- Given problem -
Reproduce nothing except the lines between the line with "Clone this table" and the line with "type Row = [string, string, string, string];", both ends included, and please leave out pictures.

- Listed records -

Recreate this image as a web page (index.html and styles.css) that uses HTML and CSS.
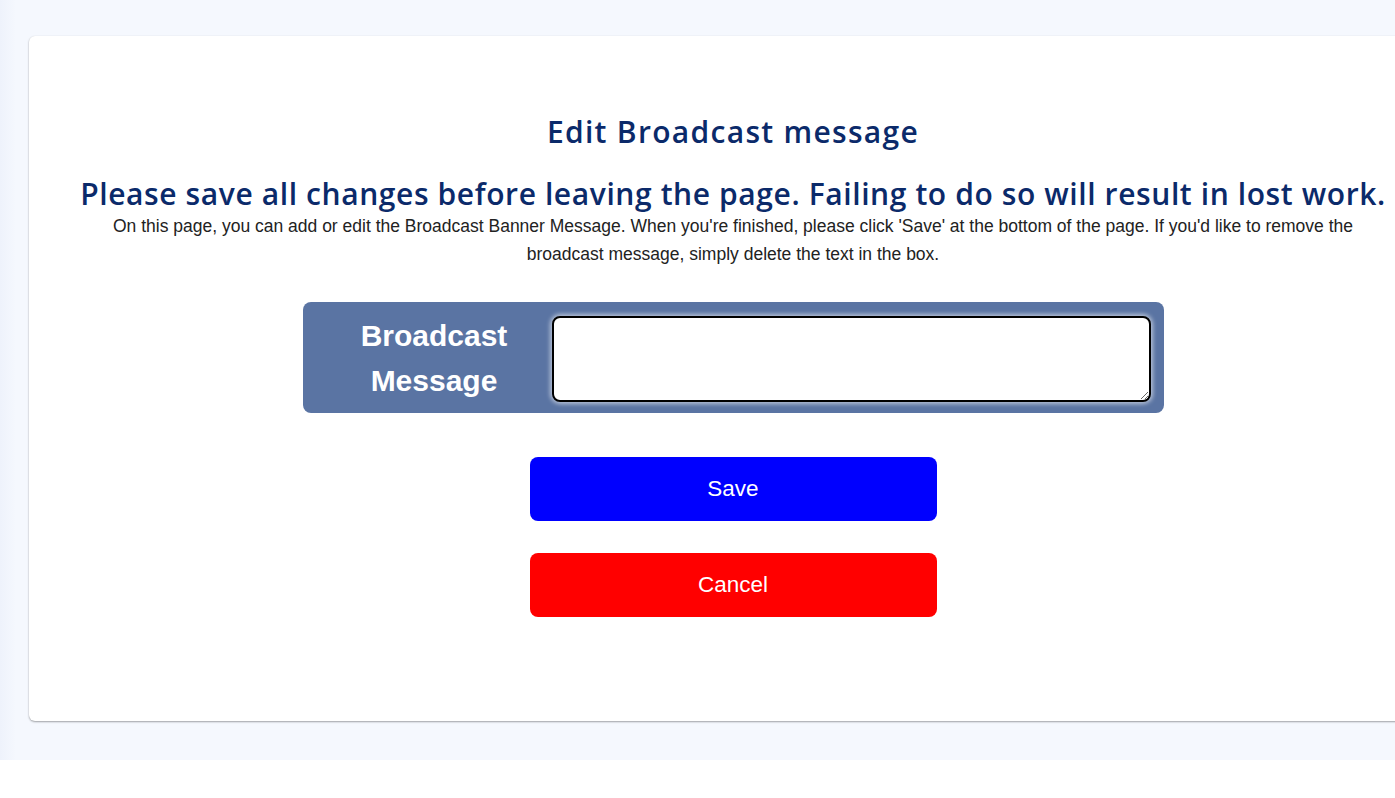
FILE: index.html
```html
<!DOCTYPE html>
<html lang="en">
<head>
<meta charset="utf-8">
<title>Edit Broadcast message</title>
<link rel="stylesheet" href="styles.css">
</head>
<body>
<div class="page">
  <div class="card">
    <h1 class="title">Edit Broadcast message</h1>
    <h2 class="warning">Please save all changes before leaving the page. Failing to do so will result in lost work.</h2>
    <p class="desc">On this page, you can add or edit the Broadcast Banner Message. When you're finished, please click 'Save' at the bottom of the page. If you'd like to remove the broadcast message, simply delete the text in the box.</p>
    <div class="panel">
      <label class="panel-label" for="msg">Broadcast Message</label>
      <textarea class="panel-input" id="msg"></textarea>
    </div>
    <button class="btn btn-save" type="button">Save</button>
    <button class="btn btn-cancel" type="button">Cancel</button>
  </div>
</div>
</body>
</html>
```

FILE: styles.css
```css
html, body {
  margin: 0;
  padding: 0;
  background: #ffffff;
  overflow: hidden;
}
.page {
  height: 760px;
  box-sizing: border-box;
  padding: 36px 0 0 29px;
  background: linear-gradient(to right, #eef2fb 0, #f5f8fe 16px);
}
.card {
  width: 1408px;
  height: 685px;
  box-sizing: border-box;
  background: #ffffff;
  border-radius: 6px;
  box-shadow: 0 1px 2px rgba(0, 0, 0, 0.35), 0 0 1px rgba(0, 0, 0, 0.08);
  display: flex;
  flex-direction: column;
  align-items: center;
  padding-top: 76px;
  font-family: "Liberation Sans", Arial, sans-serif;
}
.title {
  margin: 0;
  font-family: "Open Sans", sans-serif;
  font-weight: 600;
  font-size: 30px;
  line-height: 40px;
  color: #0b2a6a;
  letter-spacing: 1.3px;
}
.warning {
  margin: 24px 0 0;
  font-family: "Open Sans", sans-serif;
  font-weight: 600;
  font-size: 30px;
  line-height: 36px;
  color: #0b2a6a;
  white-space: nowrap;
  letter-spacing: 0.6px;
}
.desc {
  margin: 0;
  width: 1262px;
  text-align: center;
  font-size: 17.5px;
  line-height: 28px;
  color: #222222;
}
.panel {
  margin-top: 34px;
  width: 861px;
  height: 111px;
  box-sizing: border-box;
  background: #5a74a3;
  border-radius: 8px;
  display: flex;
  align-items: flex-start;
  padding: 14px 13px 11px 0;
}
.panel-label {
  width: 249px;
  flex: none;
  align-self: center;
  text-align: center;
  color: #ffffff;
  font-weight: bold;
  font-size: 30px;
  line-height: 45px;
  padding: 0 0 2px 14px;
  box-sizing: border-box;
}
.panel-input {
  flex: 1;
  height: 86px;
  box-sizing: border-box;
  margin: 0;
  border: 2px solid #000000;
  border-radius: 8px;
  background: #ffffff;
  box-shadow: 0 0 4px 2px rgba(255, 255, 255, 0.55);
  resize: vertical;
  font-family: "Liberation Sans", Arial, sans-serif;
  font-size: 16px;
}
.btn {
  width: 407px;
  height: 64px;
  border: none;
  border-radius: 8px;
  color: #ffffff;
  font-family: "Liberation Sans", Arial, sans-serif;
  font-size: 22.5px;
  cursor: pointer;
}
.btn-save {
  margin-top: 44px;
  background: #0000ff;
}
.btn-cancel {
  margin-top: 32px;
  background: #ff0000;
}
```
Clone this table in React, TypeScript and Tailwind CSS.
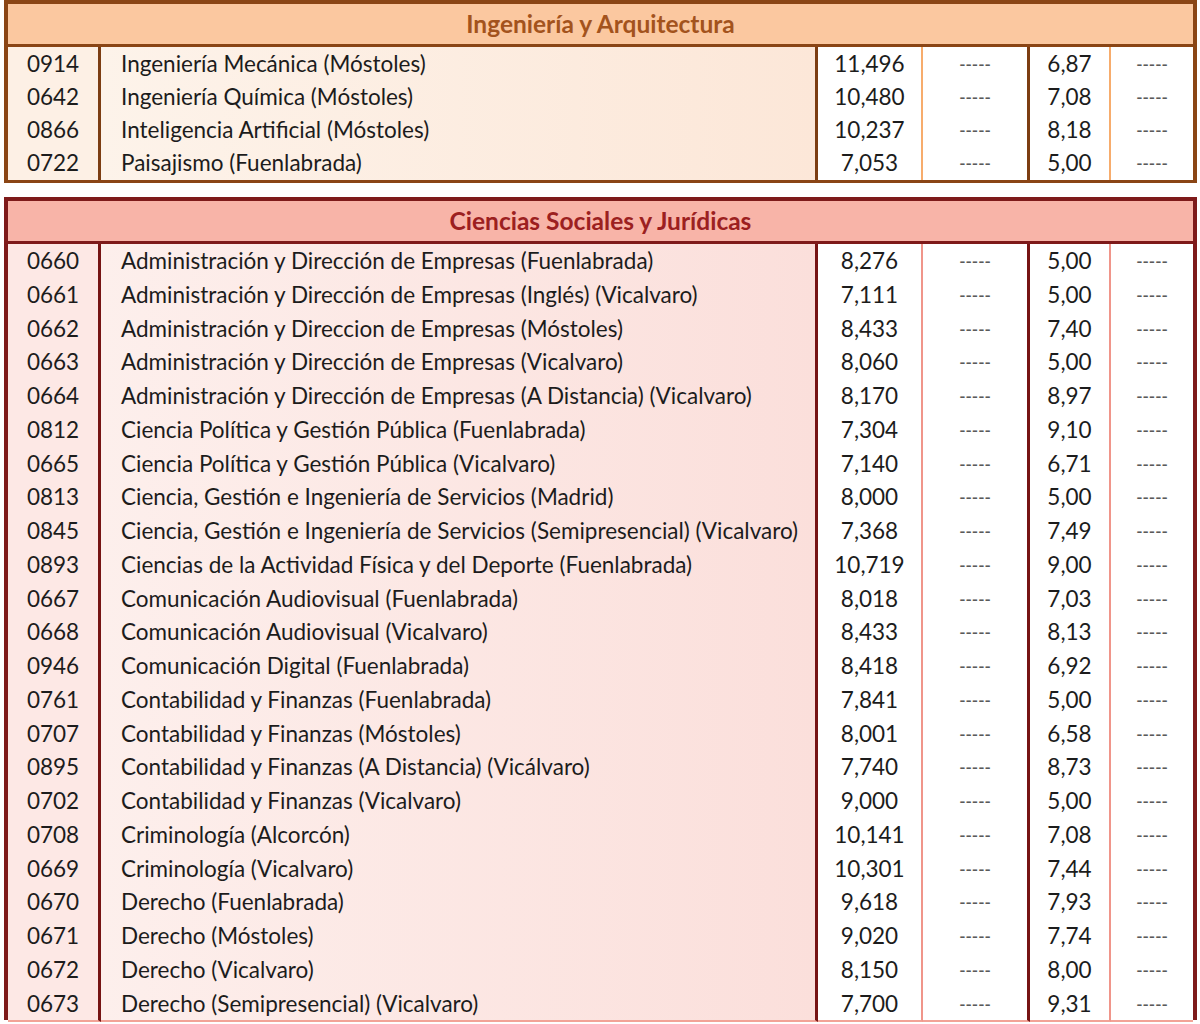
import React from "react";

type Row = [string, string, string, string];

const ingenieria: Row[] = [
  ["0914", "Ingeniería Mecánica (Móstoles)", "11,496", "6,87"],
  ["0642", "Ingeniería Química (Móstoles)", "10,480", "7,08"],
  ["0866", "Inteligencia Artificial (Móstoles)", "10,237", "8,18"],
  ["0722", "Paisajismo (Fuenlabrada)", "7,053", "5,00"],
];

const sociales: Row[] = [
  ["0660", "Administración y Dirección de Empresas (Fuenlabrada)", "8,276", "5,00"],
  ["0661", "Administración y Dirección de Empresas (Inglés) (Vicalvaro)", "7,111", "5,00"],
  ["0662", "Administración y Direccion de Empresas (Móstoles)", "8,433", "7,40"],
  ["0663", "Administración y Dirección de Empresas (Vicalvaro)", "8,060", "5,00"],
  ["0664", "Administración y Dirección de Empresas (A Distancia) (Vicalvaro)", "8,170", "8,97"],
  ["0812", "Ciencia Política y Gestión Pública (Fuenlabrada)", "7,304", "9,10"],
  ["0665", "Ciencia Política y Gestión Pública (Vicalvaro)", "7,140", "6,71"],
  ["0813", "Ciencia, Gestión e Ingeniería de Servicios (Madrid)", "8,000", "5,00"],
  ["0845", "Ciencia, Gestión e Ingeniería de Servicios (Semipresencial) (Vicalvaro)", "7,368", "7,49"],
  ["0893", "Ciencias de la Actividad Física y del Deporte (Fuenlabrada)", "10,719", "9,00"],
  ["0667", "Comunicación Audiovisual (Fuenlabrada)", "8,018", "7,03"],
  ["0668", "Comunicación Audiovisual (Vicalvaro)", "8,433", "8,13"],
  ["0946", "Comunicación Digital (Fuenlabrada)", "8,418", "6,92"],
  ["0761", "Contabilidad y Finanzas (Fuenlabrada)", "7,841", "5,00"],
  ["0707", "Contabilidad y Finanzas (Móstoles)", "8,001", "6,58"],
  ["0895", "Contabilidad y Finanzas (A Distancia) (Vicálvaro)", "7,740", "8,73"],
  ["0702", "Contabilidad y Finanzas (Vicalvaro)", "9,000", "5,00"],
  ["0708", "Criminología (Alcorcón)", "10,141", "7,08"],
  ["0669", "Criminología (Vicalvaro)", "10,301", "7,44"],
  ["0670", "Derecho (Fuenlabrada)", "9,618", "7,93"],
  ["0671", "Derecho (Móstoles)", "9,020", "7,74"],
  ["0672", "Derecho (Vicalvaro)", "8,150", "8,00"],
  ["0673", "Derecho (Semipresencial) (Vicalvaro)", "7,700", "9,31"],
];

interface Theme {
  outer: string;
  header: string;
  title: string;
  thick: string;
  thin: string;
  leftBg: string;
  nameBg: string;
  leftLine: string;
  numLine: string;
  rowH: string;
}

const orange: Theme = {
  outer: "border-[#8a4515]",
  header: "bg-[#fbc8a0] border-[#8a4515]",
  title: "text-[#a3531d]",
  thick: "border-r-[#7c3d12]",
  thin: "border-r-[#f7ac6c]",
  leftBg: "bg-[#fdf0e5]",
  nameBg: "bg-linear-to-r from-[#fdf3ea] to-[#fce7d8]",
  leftLine: "border-b-[#f6d2b5]",
  numLine: "border-b-[#f8bd8c]",
  rowH: "h-[33px]",
};

const red: Theme = {
  outer: "border-[#7e1a1a]",
  header: "bg-[#f8b4a8] border-[#7e1a1a]",
  title: "text-[#9c2020]",
  thick: "border-r-[#761414]",
  thin: "border-r-[#f0958a]",
  leftBg: "bg-[#fde8e5]",
  nameBg: "bg-linear-to-r from-[#fdefec] to-[#fbdfdb]",
  leftLine: "border-b-[#f2a397]",
  numLine: "border-b-[#f2a397]",
  rowH: "h-[33.75px]",
};

function Section({
  title,
  rows,
  t,
  open = false,
}: {
  title: string;
  rows: Row[];
  t: Theme;
  open?: boolean;
}) {
  return (
    <div className={`border-4 ${t.outer} ${open ? "border-b-0" : ""}`}>
      {/* Section header */}
      <div
        className={`flex h-[43px] items-center justify-center border-b-[3px] ${t.header}`}
      >
        <span className={`text-[24.5px] font-bold ${t.title}`}>{title}</span>
      </div>

      {rows.map(([code, name, v1, v2], i) => {
        const last = i === rows.length - 1 && !open;
        const left = last ? "" : `border-b-2 ${t.leftLine}`;
        const num = last ? "" : `border-b-2 ${t.numLine}`;
        return (
          <div
            key={code}
            className={`grid grid-cols-[93px_717px_105px_107px_81px_1fr] ${t.rowH} text-[22.5px] text-[#1c1c1c]`}
          >
            <div
              className={`flex items-center justify-center border-r-[3px] ${t.thick} ${t.leftBg} ${left}`}
            >
              {code}
            </div>
            <div
              className={`flex items-center border-r-[3px] pl-[20px] ${t.thick} ${t.nameBg} ${left}`}
            >
              {name}
            </div>
            <div
              className={`flex items-center justify-center border-r-2 bg-white ${t.thin} ${num}`}
            >
              {v1}
            </div>
            <div
              className={`flex items-center justify-center border-r-[3px] bg-white text-[17px] font-semibold text-[#5a5a5a] ${t.thick} ${num}`}
            >
              -----
            </div>
            <div
              className={`flex items-center justify-center border-r-2 bg-white ${t.thin} ${num}`}
            >
              {v2}
            </div>
            <div
              className={`flex items-center justify-center bg-white text-[17px] font-semibold text-[#5a5a5a] ${num}`}
            >
              -----
            </div>
          </div>
        );
      })}
    </div>
  );
}

export default function App() {
  return (
    <div
      className="h-[1024px] overflow-hidden bg-white px-[3px]"
      style={{ fontFamily: "Lato, 'Open Sans', sans-serif" }}
    >
      <div className="flex flex-col gap-[14px] pl-[1px]">
        <Section title="Ingeniería y Arquitectura" rows={ingenieria} t={orange} />
        <Section title="Ciencias Sociales y Jurídicas" rows={sociales} t={red} open />
      </div>
    </div>
  );
}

- Exercise response -
Clone this table in React, TypeScript and Tailwind CSS.
import React from "react";

type Row = [string, string, string, string];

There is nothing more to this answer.